REQUIREMENT: Of the lines in this listing, how many contain the word "index"? Give the number and nothing else.

MATERIAL:
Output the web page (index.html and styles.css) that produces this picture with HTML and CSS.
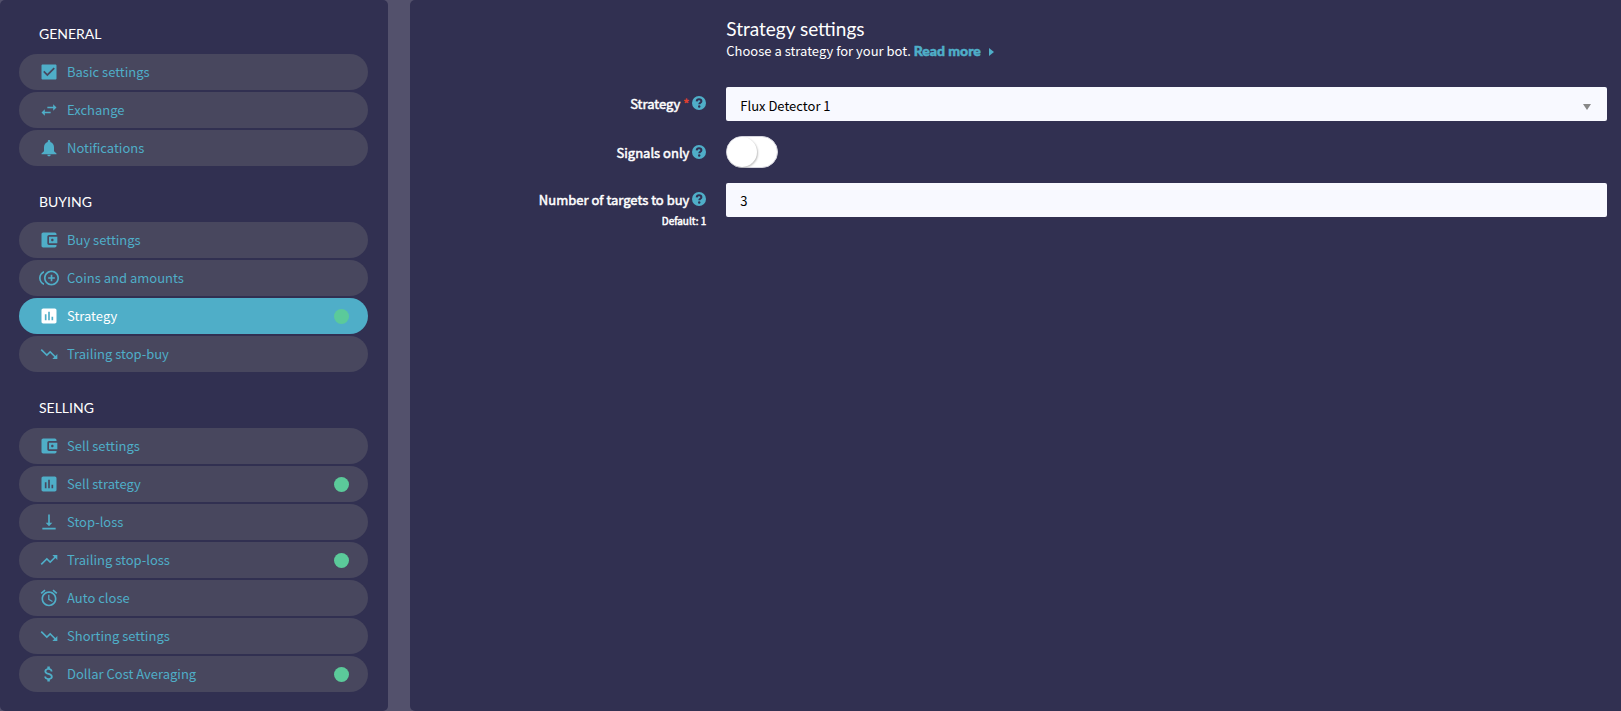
FILE: index.html
```html
<!DOCTYPE html>
<html lang="en">
<head>
    <meta charset="UTF-8">
    <meta name="viewport" content="width=device-width, initial-scale=1.0">
    <title>Strategy settings</title>
    <link rel="stylesheet" href="styles.css">
</head>
<body>

<svg class="sprite" aria-hidden="true">
    <symbol id="i-check" viewBox="0 0 24 24"><path d="M19.5 3h-15C3.7 3 3 3.5 3 4.2v15.6c0 .7.7 1.2 1.5 1.2h15c.8 0 1.5-.5 1.5-1.2V4.2c0-.7-.7-1.2-1.5-1.2zM10 17l-5-5 1.41-1.41L10 14.17l7.59-7.59L19 8l-9 9z"/></symbol>
    <symbol id="i-swap" viewBox="0 0 24 24"><path d="M6.99 11L3 15l3.99 4v-3H14v-2H6.99v-3zM21 9l-3.99-4v3H10v2h7.01v3L21 9z"/></symbol>
    <symbol id="i-bell" viewBox="0 0 24 24"><path d="M12 22c1.1 0 2-.9 2-2h-4c0 1.1.9 2 2 2zm6-6v-5c0-3.07-1.63-5.64-4.5-6.32V4c0-.83-.67-1.5-1.5-1.5s-1.5.67-1.5 1.5v.68C7.64 5.36 6 7.92 6 11v5l-3 2.5V19.5h18V18.5z"/></symbol>
    <symbol id="i-wallet" viewBox="0 0 24 24"><path d="M21 18v1c0 1.1-.9 2-2 2H5c-1.11 0-2-.9-2-2V5c0-1.1.89-2 2-2h14c1.1 0 2 .9 2 2v1h-9c-1.11 0-2 .9-2 2v8c0 1.1.89 2 2 2h9zm-9-2h10V8H12v8zm4-2.5c-.83 0-1.5-.67-1.5-1.5s.67-1.5 1.5-1.5 1.5.67 1.5 1.5-.67 1.5-1.5 1.5z"/></symbol>
    <symbol id="i-coins" viewBox="0 0 24 24"><path d="M16 8h-2v3h-3v2h3v3h2v-3h3v-2h-3zM2 12c0-2.79 1.64-5.2 4.01-6.32V3.52C2.52 4.76 0 8.09 0 12s2.52 7.24 6.01 8.48v-2.16C3.64 17.2 2 14.79 2 12zm13-9c-4.96 0-9 4.04-9 9s4.04 9 9 9 9-4.04 9-9-4.04-9-9-9zm0 16c-3.86 0-7-3.14-7-7s3.14-7 7-7 7 3.14 7 7-3.14 7-7 7z"/></symbol>
    <symbol id="i-chart" viewBox="0 0 24 24"><path d="M19 3H5c-1.1 0-2 .9-2 2v14c0 1.1.9 2 2 2h14c1.1 0 2-.9 2-2V5c0-1.1-.9-2-2-2zM9 17H7v-7h2v7zm4 0h-2V7h2v10zm4 0h-2v-4h2v4z"/></symbol>
    <symbol id="i-down" viewBox="0 0 24 24"><path d="M16 18l2.29-2.29-4.88-4.88-4 4L2 7.41 3.41 6l6 6 4-4 6.3 6.29L22 12v6z"/></symbol>
    <symbol id="i-up" viewBox="0 0 24 24"><path d="M16 6l2.29 2.29-4.88 4.88-4-4L2 16.59 3.41 18l6-6 4 4 6.3-6.29L22 12V6z"/></symbol>
    <symbol id="i-bottom" viewBox="0 0 24 24"><path d="M16 13h-3V3h-2v10H8l4 4 4-4zM4 19v2h16v-2H4z"/></symbol>
    <symbol id="i-alarm" viewBox="0 0 24 24"><path d="M22 5.72l-4.6-3.86-1.29 1.53 4.6 3.86L22 5.72zM7.88 3.39L6.6 1.86 2 5.71l1.29 1.53 4.59-3.85zM12.5 8H11v6l4.75 2.85.75-1.23-4-2.37V8zM12 4c-4.97 0-9 4.03-9 9s4.02 9 9 9c4.97 0 9-4.03 9-9s-4.03-9-9-9zm0 16c-3.87 0-7-3.13-7-7s3.13-7 7-7 7 3.13 7 7-3.13 7-7 7z"/></symbol>
    <symbol id="i-dollar" viewBox="0 0 24 24"><path d="M11.8 10.9c-2.27-.59-3-1.2-3-2.15 0-1.09 1.01-1.85 2.7-1.85 1.78 0 2.44.85 2.5 2.1h2.21c-.07-1.72-1.12-3.3-3.21-3.81V3h-3v2.16c-1.94.42-3.5 1.68-3.5 3.61 0 2.31 1.91 3.46 4.7 4.13 2.5.6 3 1.48 3 2.41 0 .69-.49 1.79-2.7 1.79-2.06 0-2.87-.92-2.98-2.1h-2.2c.12 2.19 1.76 3.42 3.68 3.83V21h3v-2.15c1.95-.37 3.5-1.5 3.5-3.55 0-2.84-2.43-3.81-4.7-4.4z"/></symbol>
    <symbol id="i-help" viewBox="0 0 14 14">
        <circle cx="7" cy="7" r="7"/>
        <path class="mark" d="M4.7 5.4C4.8 4 5.7 3.3 7 3.3c1.4 0 2.4.8 2.4 1.9 0 1.5-2.1 1.5-2.1 3"/>
        <circle class="mark-dot" cx="7.2" cy="10.5" r="1.2"/>
    </symbol>
</svg>

<div class="layout">
    <nav class="sidebar">
        <h2>GENERAL</h2>
        <ul>
            <li><a href="#basic"><svg class="icon"><use href="#i-check"/></svg>Basic settings</a></li>
            <li><a href="#exchange"><svg class="icon"><use href="#i-swap"/></svg>Exchange</a></li>
            <li><a href="#notifications"><svg class="icon"><use href="#i-bell"/></svg>Notifications</a></li>
        </ul>
        <h2>BUYING</h2>
        <ul>
            <li><a href="#buy"><svg class="icon"><use href="#i-wallet"/></svg>Buy settings</a></li>
            <li><a href="#coins"><svg class="icon"><use href="#i-coins"/></svg>Coins and amounts</a></li>
            <li><a href="#strategy" class="active"><svg class="icon"><use href="#i-chart"/></svg>Strategy<span class="dot"></span></a></li>
            <li><a href="#trailing-buy"><svg class="icon"><use href="#i-down"/></svg>Trailing stop-buy</a></li>
        </ul>
        <h2>SELLING</h2>
        <ul>
            <li><a href="#sell"><svg class="icon"><use href="#i-wallet"/></svg>Sell settings</a></li>
            <li><a href="#sell-strategy"><svg class="icon"><use href="#i-chart"/></svg>Sell strategy<span class="dot"></span></a></li>
            <li><a href="#stop-loss"><svg class="icon"><use href="#i-bottom"/></svg>Stop-loss</a></li>
            <li><a href="#trailing-loss"><svg class="icon"><use href="#i-up"/></svg>Trailing stop-loss<span class="dot"></span></a></li>
            <li><a href="#auto-close"><svg class="icon"><use href="#i-alarm"/></svg>Auto close</a></li>
            <li><a href="#shorting"><svg class="icon"><use href="#i-down"/></svg>Shorting settings</a></li>
            <li><a href="#dca"><svg class="icon"><use href="#i-dollar"/></svg>Dollar Cost Averaging<span class="dot"></span></a></li>
        </ul>
    </nav>

    <main class="content">
        <form>
            <div class="row intro">
                <div class="field">
                    <h1>Strategy settings</h1>
                    <p>Choose a strategy for your bot. <a class="more" href="#more">Read more</a></p>
                </div>
            </div>
            <div class="row">
                <label for="strategy">Strategy <span class="required">*</span> <svg class="help"><use href="#i-help"/></svg></label>
                <div class="field">
                    <div class="select">
                        <select id="strategy">
                            <option>Flux Detector 1</option>
                        </select>
                    </div>
                </div>
            </div>
            <div class="row">
                <label for="signals">Signals only <svg class="help"><use href="#i-help"/></svg></label>
                <div class="field">
                    <input class="toggle" type="checkbox" id="signals">
                </div>
            </div>
            <div class="row">
                <label for="targets">Number of targets to buy <svg class="help"><use href="#i-help"/></svg>
                    <small>Default: 1</small>
                </label>
                <div class="field">
                    <input class="text" type="text" id="targets" value="3">
                </div>
            </div>
        </form>
    </main>
</div>

</body>
</html>
```

FILE: styles.css
```css
* {
  box-sizing: border-box;
  margin: 0;
  padding: 0;
}

body {
  background: #53516c;
  color: #fff;
  font-family: "Noto Sans CJK SC", "Open Sans", sans-serif;
  font-size: 13px;
  line-height: 20px;
}

a {
  color: #4faec8;
  text-decoration: none;
}

.sprite {
  display: none;
}

.layout {
  display: flex;
  gap: 22px;
  min-height: 100vh;
}

/* Sidebar */
.sidebar {
  flex: 0 0 calc(24% - 1px);
  padding: 24px 20px 19px 19px;
  background: #313051;
  border-radius: 5px;
}

.sidebar h2 {
  margin-bottom: 10px;
  padding-left: 20px;
  font-family: Lato, sans-serif;
  font-size: 14px;
  font-weight: 400;
}

.sidebar ul {
  display: flex;
  flex-direction: column;
  gap: 2px;
  list-style: none;
}

.sidebar ul + h2 {
  margin-top: 26px;
}

.sidebar li a {
  display: flex;
  align-items: center;
  gap: 8px;
  height: 36px;
  padding: 0 19px 0 20px;
  background: #48475e;
  border-radius: 18px;
}

.sidebar li a.active {
  background: #4faec8;
  color: #fff;
}

.icon {
  width: 20px;
  height: 20px;
  fill: currentColor;
}

.dot {
  width: 15px;
  height: 15px;
  margin-left: auto;
  background: #5bca9a;
  border-radius: 50%;
}

/* Form */
.content {
  flex: 1;
  min-width: 0;
  padding: 18px 4px 18px 6px;
  background: #313051;
  border-radius: 5px 0 0 5px;
}

.row {
  display: grid;
  grid-template-columns: 1fr 3fr;
  margin-bottom: 15px;
}

.intro {
  margin-bottom: 25px;
}

.field {
  grid-column: 2;
  padding: 0 10px;
}

.content h1 {
  font-family: Lato, sans-serif;
  font-size: 19px;
  font-weight: 400;
  line-height: 22px;
}

.content p {
  line-height: 22px;
}

.more {
  font-family: Lato, sans-serif;
  font-size: 14px;
  font-weight: 900;
  -webkit-text-stroke: 0.5px currentColor;
}

.more::after {
  content: "";
  display: inline-block;
  margin-left: 8px;
  border: 4px solid transparent;
  border-left: 5px solid #4faec8;
  border-right: 0;
}

label {
  padding: 7px 10px 0 0;
  text-align: right;
  -webkit-text-stroke: 0.5px currentColor;
}

label small {
  display: block;
  font-size: 10px;
  line-height: 22px;
}

.required {
  color: #e0402f;
}

.help {
  width: 14px;
  height: 14px;
  vertical-align: -1px;
  fill: #4faec8;
}

.mark {
  fill: none;
  stroke: #313051;
  stroke-width: 2;
}

.mark-dot {
  fill: #313051;
}

.select {
  position: relative;
}

.select::after {
  content: "";
  position: absolute;
  top: 17px;
  right: 16px;
  border: 4px solid transparent;
  border-top: 6px solid #888;
  border-bottom: 0;
  pointer-events: none;
}

.select select,
.text {
  display: block;
  width: 100%;
  height: 34px;
  padding: 0 14px;
  appearance: none;
  background: #f8f9ff;
  border: 0;
  border-radius: 2px;
  color: #000;
  font: inherit;
}

.select select {
  padding-top: 4px;
}

.toggle {
  display: block;
  width: 52px;
  height: 32px;
  appearance: none;
  background: #fff;
  border: 1px solid #d5d5de;
  border-radius: 16px;
  cursor: pointer;
}

.toggle::before {
  content: "";
  display: block;
  width: 30px;
  height: 30px;
  background: #fff;
  border-radius: 50%;
  box-shadow: 1px 1px 2px rgba(0, 0, 0, 0.25);
}

.toggle:checked::before {
  margin-left: 20px;
}
```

RESULT OF THE EXERCISE: 2